「ヴィリ(Wilis)」 山岸凉子 メディアファクトリ
店頭で見つけたこの本。
バレエマンガ。
「テレプシコーラ」の続編?と思ったのですが、これはまた、別の話です。
もちろんバレエは「アラベスク」の頃から山岸凉子の真骨頂ではありますが、もう一つの彼女の得意分野。
それは怪談。
この本は、この、バレエと怪談の融合で、山岸ファンには垂涎の一作といえるでしょう。
「ヴィリ」または「ウィリー」は、クラシックバレエの代表作「ジゼル」に登場する結婚直前になくなった女性が精霊になったもの。
・・・つまり、多分にこの世に未練たっぷりの幽霊、ということです。
この演目を控えるバレエ団の人々が織り成すドラマがこの本。
43歳の東山礼奈はバレエ団を経営する彼女自ら「ジゼル」を踊る予定だが、また最近特に美しく、踊りも円熟。
そのわけは、IT企業の社長、高遠和也との付き合いにあるようだ。
彼女には若い頃付き合って別れた恋人との間に生まれた娘、舞がいる。
プロポーズを心待ちにする礼奈だったが、和也が愛していたのは意外にも・・・!
そこで受けた精神的打撃はあまりにも大きく、抜け殻のようになってしまう礼奈。
そしてステージの奈落から誤って転落。
「ジゼル」に登場するヴィリ。
以前からひそかに語られている、奈落から転落死したダンサーの幽霊譚。
それをなぞるかのような、今回の事故。
これらが絡み合って、独特の味が出ています。
・・・ということで、ちょっぴり怖いバレエのストーリー。
しかし私が一番ショックだったのは、はっきり言ってただの「おじさん」の高遠氏の相手がなんと高校生。
・・・ストーリー上の都合とはいえ、それなはいでしょ~、ほとんど犯罪。
まあ、IT企業社長・・・といえば連想する、アウトサイダー取引であっけなくも逮捕されちゃうところがまた、なんとも・・・。

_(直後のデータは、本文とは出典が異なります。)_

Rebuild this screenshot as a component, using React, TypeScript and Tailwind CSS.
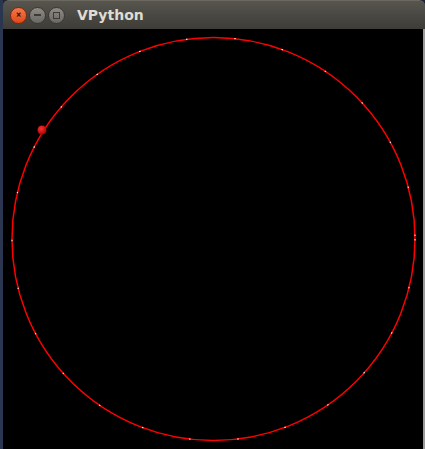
export default function App() {
  return (
    <div className="w-[425px] h-[449px] flex bg-[#1d2433] overflow-hidden" style={{ fontFamily: '"Ubuntu", "DejaVu Sans", sans-serif' }}>
      <div className="w-[3px] bg-[#2a3550]" />
      <div className="flex-1 flex flex-col">
        <div className="h-[29px] rounded-t-[6px] bg-gradient-to-b from-[#57554e] to-[#3d3c37] border-t border-[#6a685f] flex items-center pl-[7px] gap-[2px]">
          <div className="w-[17px] h-[17px] rounded-full bg-gradient-to-b from-[#f5764a] to-[#de4816] border border-[#7a2a10] flex items-center justify-center text-[#3a1a10] text-[10px] font-bold leading-none">×</div>
          <div className="w-[17px] h-[17px] rounded-full bg-gradient-to-b from-[#8d8b84] to-[#6a6862] border border-[#3a3935] flex items-center justify-center">
            <div className="w-[7px] h-[2px] bg-[#3b3a36]" />
          </div>
          <div className="w-[17px] h-[17px] rounded-full bg-gradient-to-b from-[#8d8b84] to-[#6a6862] border border-[#3a3935] flex items-center justify-center">
            <div className="w-[7px] h-[7px] border-[1.5px] border-[#3b3a36]" />
          </div>
          <div className="ml-[10px] text-[#dfdbd2] text-[14px] font-bold" style={{ fontFamily: '"DejaVu Sans", sans-serif' }}>VPython</div>
        </div>
        <div className="flex-1 flex">
          <div className="flex-1 bg-black">
            <svg width="420" height="420" viewBox="0 0 420 420" className="block">
              <circle cx="210.5" cy="210" r="201.5" fill="none" stroke="#ff0000" strokeWidth="1.5" />
              <circle cx="210.5" cy="210" r="201.5" fill="none" stroke="#ffffff" strokeOpacity="0.85" strokeWidth="1.2" strokeDasharray="1.5 47" />
              <defs>
                <radialGradient id="ball" cx="0.4" cy="0.35" r="0.7">
                  <stop offset="0" stopColor="#ff3030" />
                  <stop offset="1" stopColor="#a00000" />
                </radialGradient>
              </defs>
              <circle cx="39" cy="101" r="4.5" fill="url(#ball)" />
            </svg>
          </div>
          <div className="w-[2px] bg-[#9a9a9a]" />
        </div>
      </div>
    </div>
  );
}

ここで登場する男性は、女性が成長するための単にアイテムとしての男性であり、その人物像は、さして重要ではない、ということなのだと思います。
この描写の軽さが、証明しています。
それにくらべて、この、礼奈のおそろしいまでの生々しさ・・・。
そして、開き直る強さ。
ここがやっぱり、年齢を重ねた「女」、山岸凉子の力量なんだなあ。
ほとんど想像ついちゃうかもしれませんが、あえてネタばらしをしていませんので、この衝撃を、ぜひご自分で味わってください・・・。